Every phone company competes on what their device can do. Light competes on what its device refuses to do.

The Light Phone III has 5G, a 50-megapixel camera, a fingerprint sensor, NFC, and a matte OLED display. What it doesn't have — and, according to the company, never will — is a web browser, email, social media, a news feed, or advertising. There are no infinite scrolls on this phone because the software was built specifically to make them impossible.

Light, a Brooklyn-based company, describes its design philosophy in a sentence most hardware companies would consider a failure: a phone designed to be used as little as possible.

Why a Phone Would Deliberately Do Less


The premise behind the minimalist phone without apps is simple. Most people don't hate their smartphone's hardware — they hate what it pulls them into. The screen is beautiful. The camera is excellent. The problem is the app store, the feed, and the notification that arrives at 11 p.m. and turns into forty minutes of scrolling.

Traditional dumbphones addressed that by stripping almost everything out — often to the point of being unusable in modern life. No maps. No music. Terrible texting. Light's earlier models leaned into that austerity. The first Light Phone, released in 2017, only made and received calls. The Light Phone II added texting, an E Ink screen, and a small set of "tools."

The problem with E Ink was real: Light says roughly 50% of its users couldn't get used to the low refresh rate. So the third generation kept the philosophy and fixed the hardware.

What Light Phone III Actually Has


The Light Phone III retains the calm simplicity of the black-and-white interface, but moves it onto a larger 3.92" matte AMOLED display at 1080x1240 resolution. The panel is technically full color — Light simply chooses to render everything in black and white. The company built the display wider than standard specifically because that shape works better for texting and for the simple tools in its operating system.

The physical design is deliberate. Large ergonomic metal buttons. A dedicated two-step camera shutter — half-press to focus, full press to shoot, inspired by point-and-shoot film cameras. A clickable wheel that controls screen brightness and turns on the flashlight when pressed. A speaker grill designed with enough depth for proper acoustics.

Under the hood: a Qualcomm SM 4450 chipset, 6GB of RAM, 128GB of storage, a 1800 mAh battery, 5G and 4G LTE, GPS, Bluetooth 5.0, NFC, USB-C, nano SIM and eSIM support, and an IP54 rating. The body is aluminum, glass, and Sony SORPLAS recycled plastic for the battery cover and speaker grill. It weighs 124 grams.

The camera outputs 12MP images by default from a 50MP rear sensor, with an 8MP front sensor. Fixed focal length. No filters, no editing suite, no camera roll to endlessly scroll.

Tools, Not Apps


The Light Phone III runs LightOS — a stripped-down Android build with no Google Mobile Services, no app store, and no browser. Everything on the phone is what Light calls a tool: a small, single-purpose utility built specifically for LightOS.

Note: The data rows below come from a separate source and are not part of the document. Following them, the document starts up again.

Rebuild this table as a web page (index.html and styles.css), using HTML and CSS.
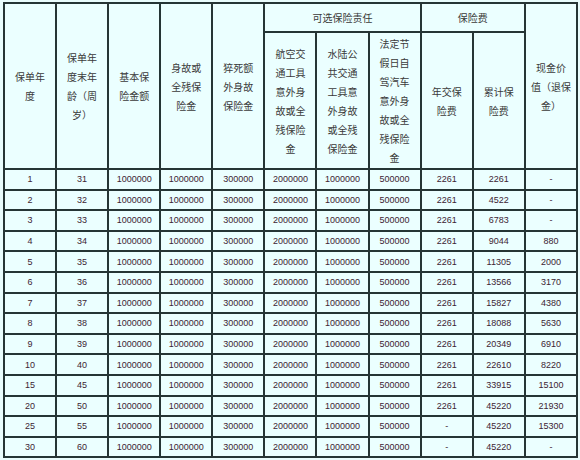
FILE: index.html
```html
<!DOCTYPE html>
<html lang="zh">
<head>
<meta charset="utf-8">
<link rel="stylesheet" href="styles.css">
</head>
<body>
<table class="plan">
  <thead>
    <tr class="h1">
      <th rowspan="2">保单年度</th>
      <th rowspan="2">保单年度末年龄（周岁）</th>
      <th rowspan="2">基本保险金额</th>
      <th rowspan="2">身故或全残保险金</th>
      <th rowspan="2">猝死额外身故保险金</th>
      <th colspan="3">可选保险责任</th>
      <th colspan="2">保险费</th>
      <th rowspan="2" class="wide">现金价<br>值（退保<br>金）</th>
    </tr>
    <tr class="h2">
      <th>航空交通工具意外身故或全残保险金</th>
      <th>水陆公共交通工具意外身故或全残保险金</th>
      <th>法定节假日自驾汽车意外身故或全残保险金</th>
      <th>年交保险费</th>
      <th>累计保险费</th>
    </tr>
  </thead>
  <tbody>
    <tr><td>1</td><td>31</td><td>1000000</td><td>1000000</td><td>300000</td><td>2000000</td><td>1000000</td><td>500000</td><td>2261</td><td>2261</td><td>-</td></tr>
    <tr><td>2</td><td>32</td><td>1000000</td><td>1000000</td><td>300000</td><td>2000000</td><td>1000000</td><td>500000</td><td>2261</td><td>4522</td><td>-</td></tr>
    <tr><td>3</td><td>33</td><td>1000000</td><td>1000000</td><td>300000</td><td>2000000</td><td>1000000</td><td>500000</td><td>2261</td><td>6783</td><td>-</td></tr>
    <tr><td>4</td><td>34</td><td>1000000</td><td>1000000</td><td>300000</td><td>2000000</td><td>1000000</td><td>500000</td><td>2261</td><td>9044</td><td>880</td></tr>
    <tr><td>5</td><td>35</td><td>1000000</td><td>1000000</td><td>300000</td><td>2000000</td><td>1000000</td><td>500000</td><td>2261</td><td>11305</td><td>2000</td></tr>
    <tr><td>6</td><td>36</td><td>1000000</td><td>1000000</td><td>300000</td><td>2000000</td><td>1000000</td><td>500000</td><td>2261</td><td>13566</td><td>3170</td></tr>
    <tr><td>7</td><td>37</td><td>1000000</td><td>1000000</td><td>300000</td><td>2000000</td><td>1000000</td><td>500000</td><td>2261</td><td>15827</td><td>4380</td></tr>
    <tr><td>8</td><td>38</td><td>1000000</td><td>1000000</td><td>300000</td><td>2000000</td><td>1000000</td><td>500000</td><td>2261</td><td>18088</td><td>5630</td></tr>
    <tr><td>9</td><td>39</td><td>1000000</td><td>1000000</td><td>300000</td><td>2000000</td><td>1000000</td><td>500000</td><td>2261</td><td>20349</td><td>6910</td></tr>
    <tr><td>10</td><td>40</td><td>1000000</td><td>1000000</td><td>300000</td><td>2000000</td><td>1000000</td><td>500000</td><td>2261</td><td>22610</td><td>8220</td></tr>
    <tr><td>15</td><td>45</td><td>1000000</td><td>1000000</td><td>300000</td><td>2000000</td><td>1000000</td><td>500000</td><td>2261</td><td>33915</td><td>15100</td></tr>
    <tr><td>20</td><td>50</td><td>1000000</td><td>1000000</td><td>300000</td><td>2000000</td><td>1000000</td><td>500000</td><td>2261</td><td>45220</td><td>21930</td></tr>
    <tr><td>25</td><td>55</td><td>1000000</td><td>1000000</td><td>300000</td><td>2000000</td><td>1000000</td><td>500000</td><td>-</td><td>45220</td><td>15300</td></tr>
    <tr><td>30</td><td>60</td><td>1000000</td><td>1000000</td><td>300000</td><td>2000000</td><td>1000000</td><td>500000</td><td>-</td><td>45220</td><td>-</td></tr>
  </tbody>
</table>
</body>
</html>
```
FILE: styles.css
```css
html, body {
  margin: 0;
  background: #e8fcfc;
}
body {
  padding: 2px 0 0 3px;
}
.plan {
  border-collapse: collapse;
  table-layout: fixed;
  width: 575px;
  background: #ebffff;
  border: 2px solid #253535;
}
.plan th,
.plan td {
  border: 2px solid #253535;
  text-align: center;
  vertical-align: middle;
}
.plan th {
  font-family: "Noto Sans CJK SC", "Noto Sans", sans-serif;
  font-size: 10px;
  font-weight: normal;
  line-height: 19px;
  color: #3a3a3a;
  padding: 0 6px;
}
.plan th.wide {
  padding: 0 2px;
  white-space: nowrap;
}
.plan .h1 {
  height: 29px;
}
.plan .h2 {
  height: 137px;
}
.plan td {
  font-family: "Liberation Sans", Arial, sans-serif;
  font-size: 9px;
  color: #3d2433;
  padding: 0;
  height: 18.6px;
  line-height: 12px;
}
```
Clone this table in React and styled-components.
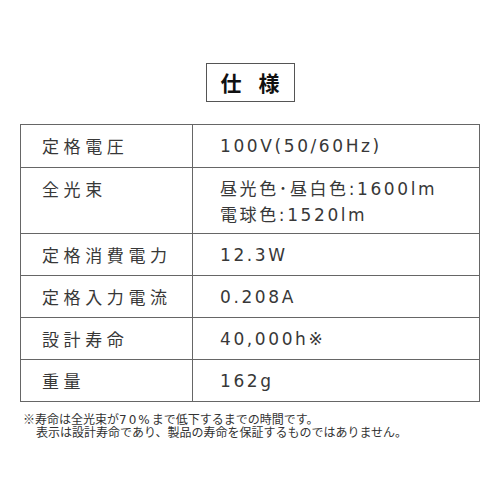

The current set includes an alarm, timer, calculator, calendar, directory, directions, notes and voice memos, and a simple music or podcast player. Crucially, none of them are pre-installed. Users build their own menu from an optional list, adding only what they'll actually use.

Light is explicit about the limits. There's no Spotify. No Signal or WhatsApp. No rideshare tool. These may become possible in future software updates — but the company frames every addition as a deliberate decision rather than an inevitability.

That said, the boundary is shifting slightly. In April 2026, Light announced it would begin supporting a curated set of third-party tools — an expansion of the ecosystem, but still one where Light decides what gets in.

Designed Against Planned Obsolescence


Light is unusually direct about the industry practice it's built against. The company calls planned obsolescence "an outrage," and built the Light Phone III to last accordingly.

The back cover is removable with screws, giving access to a user-replaceable battery. The screen and USB port were designed to be easier to replace. Light has also built in hardware for features that don't exist yet — the NFC chip could support a digital wallet, and the front-facing camera could enable video calls or accessibility features in future software.

The stated goal is a phone that receives meaningful software updates for years without asking the owner to buy a new device.

Who This Is Actually For


The Light Phone III isn't trying to be a smartphone replacement for everyone. It's a hard sell for anyone who relies on offline maps, activity tracking, mobile payments, or messaging apps their friends use.

But for someone who wants to keep calls, texts, a camera, music, and directions — and wants the rest structurally impossible rather than merely resisted — the trade is clear. Willpower fails. Architecture doesn't.

At $799 retail, it's priced closer to a flagship smartphone than a budget dumbphone. Light's position is that you're paying for design labor and a deliberate constraint, not for a spec sheet.